On Whistler Mode Wave Relation to Electron Field-Aligned Plateau Populations

Whistler mode waves are among the most intense electromagnetic emissions and play an important role in the energy redistribution between electron populations in the Earth inner magnetosphere through wave-particle resonant interactions. Usually generated by transversely anisotropic plasma sheet electron populations (similar to 10-30 keV) through cyclotron resonance, whistler mode waves can effectively accelerate a small fraction of the seed population of energetic electrons (similar to 100 keV) up to relativistic energies. However, these waves can be efficiently damped through simultaneous interactions with much more numerous suprathermal electrons (similar to 0.1-1 keV) via Landau resonance. Recent observations indeed show that electron distributions accompanied by intense whistler mode emissions often contain a plateau-like electron population at energies close to the energy of Landau resonance with the waves. However, simultaneous observations of these waves and of the related plateau population does not prove a causal relationship.

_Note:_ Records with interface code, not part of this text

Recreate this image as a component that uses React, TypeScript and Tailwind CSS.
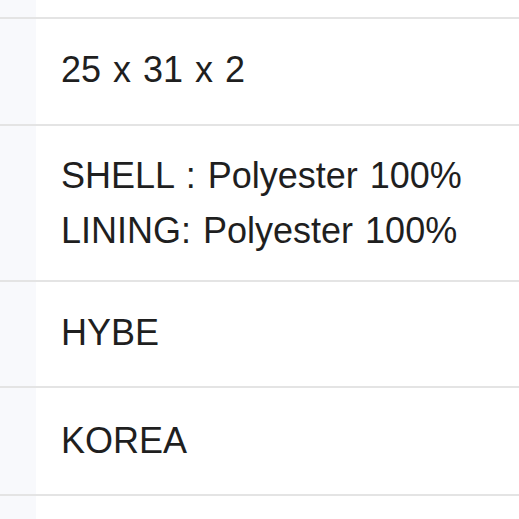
const rows = [
  { h: 'h-[105px]', pt: 'pt-[23px]', lines: ['25 x 31 x 2'] },
  { h: 'h-[154px]', pt: 'pt-[22px]', lines: ['SHELL : Polyester 100%', 'LINING: Polyester 100%'] },
  { h: 'h-[104px]', pt: 'pt-[23px]', lines: ['HYBE'] },
  { h: 'h-[106px]', pt: 'pt-[25px]', lines: ['KOREA'] },
];

function Row({ className, children }: { className: string; children?: React.ReactNode }) {
  return (
    <div className={`flex ${className}`}>
      <div className="w-[36px] shrink-0 bg-[#f8f9fc]" />
      <div className="flex-1 bg-white pl-[25px]">{children}</div>
    </div>
  );
}

export default function App() {
  return (
    <div
      className="w-[519px] h-[519px] overflow-hidden bg-white text-[#1f1f1f] text-[36px] leading-[55px] [word-spacing:2px]"
      style={{ fontFamily: '"Liberation Sans", Arial, sans-serif' }}
    >
      <Row className="h-[17px]" />
      {rows.map((r, i) => (
        <Row key={i} className={`border-t-2 border-[#e4e4e4] box-content ${r.h}`}>
          <div className={r.pt}>
            {r.lines.map((l) => (
              <div key={l}>{l}</div>
            ))}
          </div>
        </Row>
      ))}
      <Row className="border-t-2 border-[#e4e4e4] box-content h-[40px]" />
    </div>
  );
}
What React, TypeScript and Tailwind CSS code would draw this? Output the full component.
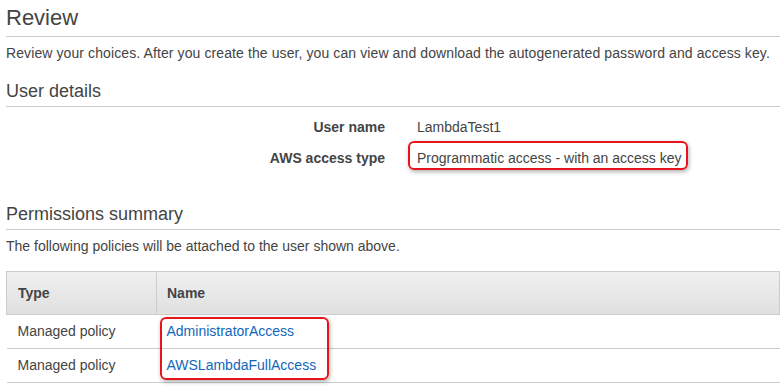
import React from 'react';

const details = [
  { label: 'User name', value: 'LambdaTest1', marked: false },
  { label: 'AWS access type', value: 'Programmatic access - with an access key', marked: true },
];

const policies = [
  { type: 'Managed policy', name: 'AdministratorAccess' },
  { type: 'Managed policy', name: 'AWSLambdaFullAccess' },
];

function SectionTitle({ children, size }: { children: React.ReactNode; size: 'lg' | 'md' }) {
  return (
    <h2
      className={
        size === 'lg'
          ? 'text-[22px] leading-[36px] border-b border-[#cccccc]'
          : 'text-[18px] leading-[24px] pb-[3px] border-b border-[#cccccc]'
      }
    >
      {children}
    </h2>
  );
}

export default function App() {
  return (
    <div
      className="w-[781px] h-[387px] overflow-hidden bg-white text-[#444444] pl-[6px] pr-px"
      style={{ fontFamily: '"Liberation Sans", Arial, sans-serif' }}
    >
      <SectionTitle size="lg">Review</SectionTitle>
      <p className="text-[14px] leading-[18px] mt-[7px] tracking-[0.1px]">
        Review your choices. After you create the user, you can view and download the autogenerated password and access key.
      </p>

      <div className="mt-[17px]">
        <SectionTitle size="md">User details</SectionTitle>
      </div>

      <div className="mt-[10px] flex flex-col gap-[11px]">
        {details.map((d) => (
          <div key={d.label} className="flex text-[14px] leading-[20px]">
            <div className="w-[379px] text-right font-bold">{d.label}</div>
            <div className="ml-[32px] relative">
              {d.value}
              {d.marked && (
                <span className="absolute -left-[9px] -right-[6px] -top-[7px] -bottom-[2px] border-2 border-[#e8141b] rounded-[6px] shadow-[1px_2px_4px_rgba(0,0,0,0.3)]" />
              )}
            </div>
          </div>
        ))}
      </div>

      <div className="mt-[34px]">
        <SectionTitle size="md">Permissions summary</SectionTitle>
      </div>
      <p className="text-[14px] leading-[18px] mt-[7px]">
        The following policies will be attached to the user shown above.
      </p>

      <div className="relative mt-[16px]">
        <table className="w-full border-collapse text-[14px]">
          <thead>
            <tr className="bg-gradient-to-b from-[#efefef] to-[#e0e0e0]">
              <th className="w-[150px] h-[43px] text-left font-bold pl-[11px] border border-[#cccccc]">Type</th>
              <th className="h-[43px] text-left font-bold pl-[10px] border border-[#cccccc]">Name</th>
            </tr>
          </thead>
          <tbody>
            {policies.map((p) => (
              <tr key={p.name} className="border-b border-[#cccccc]">
                <td className="h-[34px] pl-[11px]">{p.type}</td>
                <td className="h-[34px] pl-[10px] text-[#1166bb]">{p.name}</td>
              </tr>
            ))}
          </tbody>
        </table>
        <span className="absolute left-[154px] top-[46px] w-[169px] h-[63px] border-2 border-[#e8141b] rounded-[6px] shadow-[1px_2px_4px_rgba(0,0,0,0.3)]" />
      </div>
    </div>
  );
}
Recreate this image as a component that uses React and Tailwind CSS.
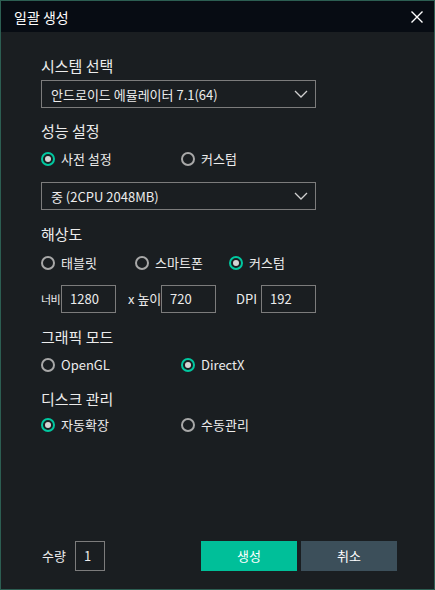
import React from "react";

const font = { fontFamily: '"Noto Sans CJK KR", "Noto Sans", sans-serif' };

function Radio({ checked, label, className = "" }) {
  return (
    <div className={"flex items-center h-[20px] " + className}>
      <span
        className={
          "w-[14px] h-[14px] rounded-full border-2 flex items-center justify-center shrink-0 " +
          (checked ? "border-[#00c8a0]" : "border-[#a8a8a8]")
        }
      >
        {checked && <span className="w-[6px] h-[6px] rounded-full bg-[#d4d4d4]" />}
      </span>
      <span className="ml-[6px] text-[13px] text-[#ececec] leading-[20px]">{label}</span>
    </div>
  );
}

function Select({ value }) {
  return (
    <div className="w-[275px] h-[28px] border border-[#7c7c7c] flex items-center justify-between pl-[9px] pr-[7px]">
      <span className="text-[13px] text-[#ececec] leading-none">{value}</span>
      <svg width="14" height="8" viewBox="0 0 14 8" fill="none">
        <path d="M1 1 L7 7 L13 1" stroke="#d0d0d0" strokeWidth="1.3" />
      </svg>
    </div>
  );
}

function Box({ value, w = "w-[55px]" }) {
  return (
    <div className={"h-[28px] border border-[#7c7c7c] flex items-center pl-[8px] text-[13px] text-[#ececec] shrink-0 " + w}>
      {value}
    </div>
  );
}

function Label({ children, className = "" }) {
  return <div className={"text-[15px] leading-[20px] text-[#ececec] " + className}>{children}</div>;
}

export default function App() {
  return (
    <div style={font} className="w-[435px] h-[590px] border border-[#2c5e52] bg-[#1a1e21] flex flex-col">
      <div className="h-[31px] bg-[#070c13] flex items-center justify-between pl-[13px] pr-[10px] shrink-0">
        <span className="text-[14px] text-white leading-none">일괄 생성</span>
        <svg width="14" height="14" viewBox="0 0 14 14">
          <path d="M1.5 1.5 L12.5 12.5 M12.5 1.5 L1.5 12.5" stroke="#ffffff" strokeWidth="1.4" />
        </svg>
      </div>
      <div className="flex-1 flex flex-col pl-[40px] pb-[18px]">
        <Label className="mt-[24px]">시스템 선택</Label>
        <div className="mt-[4px]">
          <Select value="안드로이드 에뮬레이터 7.1(64)" />
        </div>
        <Label className="mt-[13px]">성능 설정</Label>
        <div className="mt-[8px] flex">
          <Radio checked label="사전 설정" className="w-[140px]" />
          <Radio label="커스텀" />
        </div>
        <div className="mt-[13px]">
          <Select value="중 (2CPU 2048MB)" />
        </div>
        <Label className="mt-[14px]">해상도</Label>
        <div className="mt-[9px] flex">
          <Radio label="태블릿" className="w-[94px]" />
          <Radio label="스마트폰" className="w-[94px]" />
          <Radio checked label="커스텀" />
        </div>
        <div className="mt-[12px] flex items-center">
          <div className="w-[20px] whitespace-nowrap text-[11px] tracking-[-0.5px] text-[#ececec]">너비</div>
          <Box value="1280" />
          <div className="w-[45px] overflow-hidden whitespace-nowrap text-[13px] text-[#ececec] pl-[12px]">x 높이</div>
          <Box value="720" />
          <div className="w-[45px] whitespace-nowrap text-[13px] text-[#ececec] pl-[20px]">DPI</div>
          <Box value="192" />
        </div>
        <Label className="mt-[14px]">그래픽 모드</Label>
        <div className="mt-[8px] flex">
          <Radio label="OpenGL" className="w-[140px]" />
          <Radio checked label="DirectX" />
        </div>
        <Label className="mt-[14px]">디스크 관리</Label>
        <div className="mt-[6px] flex">
          <Radio checked label="자동확장" className="w-[140px]" />
          <Radio label="수동관리" />
        </div>
        <div className="mt-auto flex items-center">
          <span className="text-[13px] text-[#ececec] ml-[1px] w-[33px]">수량</span>
          <div className="w-[30px] h-[30px] border border-[#7c7c7c] flex items-center pl-[8px] text-[13px] text-[#ececec]">1</div>
          <button className="ml-[96px] w-[96px] h-[30px] bg-[#00bf99] text-[13px] text-white">생성</button>
          <button className="ml-[4px] w-[96px] h-[30px] bg-[#3c4f5a] text-[13px] text-white">취소</button>
        </div>
      </div>
    </div>
  );
}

Here, we test the hypothesis that such a plateau population may have been formed by whistler mode waves generated earlier, or by other types of waves. Combining analytical estimates and spacecraft observations, we show that this plateau population is often unlikely to be formed by whistler mode waves alone. We suggest three alternative scenarios that can lead to the formation of plateau populations and test these scenarios based on spacecraft observations. We show that a plateau population can be formed by ultralow frequency electric fields (carried by kinetic Alfven waves or time domain structures) often accompanying injections of plasma sheet electrons-the energy source for whistler mode waves. We also discuss the possible role of ionospheric secondary electrons.